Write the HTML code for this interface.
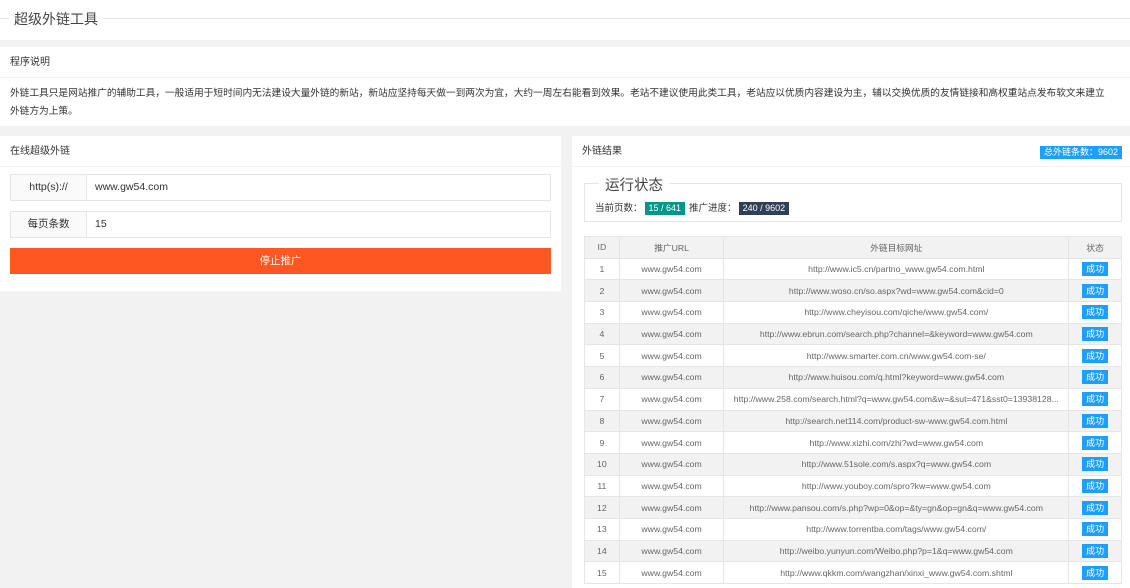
<!DOCTYPE html>
<html><head><meta charset="utf-8"><style>
*{box-sizing:border-box;margin:0;padding:0}
body{width:1130px;height:588px;overflow:hidden;background:#f2f2f2;font-family:"Liberation Sans","Noto Sans CJK SC",sans-serif;color:#333;font-size:11px}
.top{position:absolute;left:0;top:0;width:1130px;height:40px;background:#fff}
.top .line{position:absolute;left:0;right:0;top:18px;border-top:1px solid #e6e6e6}
.top .t{position:absolute;left:9px;top:9px;padding:0 5px;background:#fff;font-size:14px;color:#444}
.card{position:absolute;background:#fff}
.hd{height:31px;line-height:31px;padding-left:10px;border-bottom:1px solid #f2f2f2;font-size:10px;color:#333}
.desc{padding:7px 10px;line-height:18px;white-space:nowrap;font-size:9.7px}
.row{position:absolute;left:10px;width:541px;height:27px;border:1px solid #e6e6e6;font-size:10.5px}
.row .l{position:absolute;left:0;top:0;width:76px;height:25px;line-height:25px;text-align:center;background:#fafafa;border-right:1px solid #e6e6e6}
.row .v{position:absolute;left:84px;top:0;line-height:25px}
.btn{position:absolute;left:10px;top:112px;width:541px;height:26px;background:#ff5722;color:#fff;text-align:center;line-height:26px;font-size:10.5px}
.badge{position:absolute;right:8px;top:10px;background:#1e9fff;color:#fff;font-size:9px;padding:0 4px;height:13px;line-height:13px}
.fs{position:absolute;left:12px;top:47px;width:538px;height:39px;border:1px solid #e6e6e6}
.fs .lg{position:absolute;left:14px;top:-10px;background:#fff;padding:0 6px;font-size:14.5px;color:#444}
.fs .st{position:absolute;left:10px;top:16px;font-size:9.5px}
.tag{display:inline-block;color:#fff;padding:0 4px;height:13px;line-height:13px;font-size:9px;margin:0 4px 0 2px}
table{position:absolute;left:12px;top:100px;width:538px;border-collapse:collapse;font-size:8.7px;color:#666}
td,th{border:1px solid #e6e6e6;height:21.7px;text-align:center;font-weight:normal;white-space:nowrap;overflow:hidden}
th{background:#f2f2f2}
tbody tr:nth-child(even){background:#f2f2f2}
.ok{display:inline-block;background:#1e9fff;color:#fff;font-size:9px;padding:0 4px;height:14px;line-height:14px}
</style></head><body>
<div class="top"><div class="line"></div><div class="t">超级外链工具</div></div>
<div class="card" style="left:0;top:47px;width:1130px;height:79px">
<div class="hd">程序说明</div>
<div class="desc">外链工具只是网站推广的辅助工具，一般适用于短时间内无法建设大量外链的新站，新站应坚持每天做一到两次为宜，大约一周左右能看到效果。老站不建议使用此类工具，老站应以优质内容建设为主，辅以交换优质的友情链接和高权重站点发布软文来建立<br>外链方为上策。</div>
</div>
<div class="card" style="left:0;top:136px;width:561px;height:155px">
<div class="hd">在线超级外链</div>
<div class="row" style="top:38px"><div class="l">http(s)://</div><div class="v">www.gw54.com</div></div>
<div class="row" style="top:75px"><div class="l">每页条数</div><div class="v">15</div></div>
<div class="btn">停止推广</div>
</div>
<div class="card" style="left:572px;top:136px;width:558px;height:452px">
<div class="hd">外链结果</div>
<div class="badge">总外链条数：9602</div>
<div class="fs"><div class="lg">运行状态</div><div class="st">当前页数：<span class="tag" style="background:#009688">15 / 641</span>推广进度：<span class="tag" style="background:#2f4056">240 / 9602</span></div></div>
<table>
<colgroup><col style="width:35px"><col style="width:105px"><col style="width:345px"><col style="width:53px"></colgroup>
<thead><tr><th>ID</th><th>推广URL</th><th>外链目标网址</th><th>状态</th></tr></thead>
<tbody>
<tr><td>1</td><td>www.gw54.com</td><td>http://www.ic5.cn/partno_www.gw54.com.html</td><td><span class="ok">成功</span></td></tr>
<tr><td>2</td><td>www.gw54.com</td><td>http://www.woso.cn/so.aspx?wd=www.gw54.com&amp;cid=0</td><td><span class="ok">成功</span></td></tr>
<tr><td>3</td><td>www.gw54.com</td><td>http://www.cheyisou.com/qiche/www.gw54.com/</td><td><span class="ok">成功</span></td></tr>
<tr><td>4</td><td>www.gw54.com</td><td>http://www.ebrun.com/search.php?channel=&amp;keyword=www.gw54.com</td><td><span class="ok">成功</span></td></tr>
<tr><td>5</td><td>www.gw54.com</td><td>http://www.smarter.com.cn/www.gw54.com-se/</td><td><span class="ok">成功</span></td></tr>
<tr><td>6</td><td>www.gw54.com</td><td>http://www.huisou.com/q.html?keyword=www.gw54.com</td><td><span class="ok">成功</span></td></tr>
<tr><td>7</td><td>www.gw54.com</td><td>http://www.258.com/search.html?q=www.gw54.com&amp;w=&amp;sut=471&amp;sst0=13938128...</td><td><span class="ok">成功</span></td></tr>
<tr><td>8</td><td>www.gw54.com</td><td>http://search.net114.com/product-sw-www.gw54.com.html</td><td><span class="ok">成功</span></td></tr>
<tr><td>9</td><td>www.gw54.com</td><td>http://www.xizhi.com/zhi?wd=www.gw54.com</td><td><span class="ok">成功</span></td></tr>
<tr><td>10</td><td>www.gw54.com</td><td>http://www.51sole.com/s.aspx?q=www.gw54.com</td><td><span class="ok">成功</span></td></tr>
<tr><td>11</td><td>www.gw54.com</td><td>http://www.youboy.com/spro?kw=www.gw54.com</td><td><span class="ok">成功</span></td></tr>
<tr><td>12</td><td>www.gw54.com</td><td>http://www.pansou.com/s.php?wp=0&amp;op=&amp;ty=gn&amp;op=gn&amp;q=www.gw54.com</td><td><span class="ok">成功</span></td></tr>
<tr><td>13</td><td>www.gw54.com</td><td>http://www.torrentba.com/tags/www.gw54.com/</td><td><span class="ok">成功</span></td></tr>
<tr><td>14</td><td>www.gw54.com</td><td>http://weibo.yunyun.com/Weibo.php?p=1&amp;q=www.gw54.com</td><td><span class="ok">成功</span></td></tr>
<tr><td>15</td><td>www.gw54.com</td><td>http://www.qkkm.com/wangzhan/xinxi_www.gw54.com.shtml</td><td><span class="ok">成功</span></td></tr>
</tbody></table>
</div>
</body></html>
-=-=-
CHALLENGE: From the material above, copy everything exactly but the pictures.

EXERCISE RESULT:
Write the HTML code for this interface.
<!DOCTYPE html>
<html><head><meta charset="utf-8"><style>
*{box-sizing:border-box;margin:0;padding:0}
body{width:1130px;height:588px;overflow:hidden;background:#f2f2f2;font-family:"Liberation Sans","Noto Sans CJK SC",sans-serif;color:#333;font-size:11px}
.top{position:absolute;left:0;top:0;width:1130px;height:40px;background:#fff}
.top .line{position:absolute;left:0;right:0;top:18px;border-top:1px solid #e6e6e6}
.top .t{position:absolute;left:9px;top:9px;padding:0 5px;background:#fff;font-size:14px;color:#444}
.card{position:absolute;background:#fff}
.hd{height:31px;line-height:31px;padding-left:10px;border-bottom:1px solid #f2f2f2;font-size:10px;color:#333}
.desc{padding:7px 10px;line-height:18px;white-space:nowrap;font-size:9.7px}
.row{position:absolute;left:10px;width:541px;height:27px;border:1px solid #e6e6e6;font-size:10.5px}
.row .l{position:absolute;left:0;top:0;width:76px;height:25px;line-height:25px;text-align:center;background:#fafafa;border-right:1px solid #e6e6e6}
.row .v{position:absolute;left:84px;top:0;line-height:25px}
.btn{position:absolute;left:10px;top:112px;width:541px;height:26px;background:#ff5722;color:#fff;text-align:center;line-height:26px;font-size:10.5px}
.badge{position:absolute;right:8px;top:10px;background:#1e9fff;color:#fff;font-size:9px;padding:0 4px;height:13px;line-height:13px}
.fs{position:absolute;left:12px;top:47px;width:538px;height:39px;border:1px solid #e6e6e6}
.fs .lg{position:absolute;left:14px;top:-10px;background:#fff;padding:0 6px;font-size:14.5px;color:#444}
.fs .st{position:absolute;left:10px;top:16px;font-size:9.5px}
.tag{display:inline-block;color:#fff;padding:0 4px;height:13px;line-height:13px;font-size:9px;margin:0 4px 0 2px}
table{position:absolute;left:12px;top:100px;width:538px;border-collapse:collapse;font-size:8.7px;color:#666}
td,th{border:1px solid #e6e6e6;height:21.7px;text-align:center;font-weight:normal;white-space:nowrap;overflow:hidden}
th{background:#f2f2f2}
tbody tr:nth-child(even){background:#f2f2f2}
.ok{display:inline-block;background:#1e9fff;color:#fff;font-size:9px;padding:0 4px;height:14px;line-height:14px}
</style></head><body>
<div class="top"><div class="line"></div><div class="t">超级外链工具</div></div>
<div class="card" style="left:0;top:47px;width:1130px;height:79px">
<div class="hd">程序说明</div>
<div class="desc">外链工具只是网站推广的辅助工具，一般适用于短时间内无法建设大量外链的新站，新站应坚持每天做一到两次为宜，大约一周左右能看到效果。老站不建议使用此类工具，老站应以优质内容建设为主，辅以交换优质的友情链接和高权重站点发布软文来建立<br>外链方为上策。</div>
</div>
<div class="card" style="left:0;top:136px;width:561px;height:155px">
<div class="hd">在线超级外链</div>
<div class="row" style="top:38px"><div class="l">http(s)://</div><div class="v">www.gw54.com</div></div>
<div class="row" style="top:75px"><div class="l">每页条数</div><div class="v">15</div></div>
<div class="btn">停止推广</div>
</div>
<div class="card" style="left:572px;top:136px;width:558px;height:452px">
<div class="hd">外链结果</div>
<div class="badge">总外链条数：9602</div>
<div class="fs"><div class="lg">运行状态</div><div class="st">当前页数：<span class="tag" style="background:#009688">15 / 641</span>推广进度：<span class="tag" style="background:#2f4056">240 / 9602</span></div></div>
<table>
<colgroup><col style="width:35px"><col style="width:105px"><col style="width:345px"><col style="width:53px"></colgroup>
<thead><tr><th>ID</th><th>推广URL</th><th>外链目标网址</th><th>状态</th></tr></thead>
<tbody>
<tr><td>1</td><td>www.gw54.com</td><td>http://www.ic5.cn/partno_www.gw54.com.html</td><td><span class="ok">成功</span></td></tr>
<tr><td>2</td><td>www.gw54.com</td><td>http://www.woso.cn/so.aspx?wd=www.gw54.com&amp;cid=0</td><td><span class="ok">成功</span></td></tr>
<tr><td>3</td><td>www.gw54.com</td><td>http://www.cheyisou.com/qiche/www.gw54.com/</td><td><span class="ok">成功</span></td></tr>
<tr><td>4</td><td>www.gw54.com</td><td>http://www.ebrun.com/search.php?channel=&amp;keyword=www.gw54.com</td><td><span class="ok">成功</span></td></tr>
<tr><td>5</td><td>www.gw54.com</td><td>http://www.smarter.com.cn/www.gw54.com-se/</td><td><span class="ok">成功</span></td></tr>
<tr><td>6</td><td>www.gw54.com</td><td>http://www.huisou.com/q.html?keyword=www.gw54.com</td><td><span class="ok">成功</span></td></tr>
<tr><td>7</td><td>www.gw54.com</td><td>http://www.258.com/search.html?q=www.gw54.com&amp;w=&amp;sut=471&amp;sst0=13938128...</td><td><span class="ok">成功</span></td></tr>
<tr><td>8</td><td>www.gw54.com</td><td>http://search.net114.com/product-sw-www.gw54.com.html</td><td><span class="ok">成功</span></td></tr>
<tr><td>9</td><td>www.gw54.com</td><td>http://www.xizhi.com/zhi?wd=www.gw54.com</td><td><span class="ok">成功</span></td></tr>
<tr><td>10</td><td>www.gw54.com</td><td>http://www.51sole.com/s.aspx?q=www.gw54.com</td><td><span class="ok">成功</span></td></tr>
<tr><td>11</td><td>www.gw54.com</td><td>http://www.youboy.com/spro?kw=www.gw54.com</td><td><span class="ok">成功</span></td></tr>
<tr><td>12</td><td>www.gw54.com</td><td>http://www.pansou.com/s.php?wp=0&amp;op=&amp;ty=gn&amp;op=gn&amp;q=www.gw54.com</td><td><span class="ok">成功</span></td></tr>
<tr><td>13</td><td>www.gw54.com</td><td>http://www.torrentba.com/tags/www.gw54.com/</td><td><span class="ok">成功</span></td></tr>
<tr><td>14</td><td>www.gw54.com</td><td>http://weibo.yunyun.com/Weibo.php?p=1&amp;q=www.gw54.com</td><td><span class="ok">成功</span></td></tr>
<tr><td>15</td><td>www.gw54.com</td><td>http://www.qkkm.com/wangzhan/xinxi_www.gw54.com.shtml</td><td><span class="ok">成功</span></td></tr>
</tbody></table>
</div>
</body></html>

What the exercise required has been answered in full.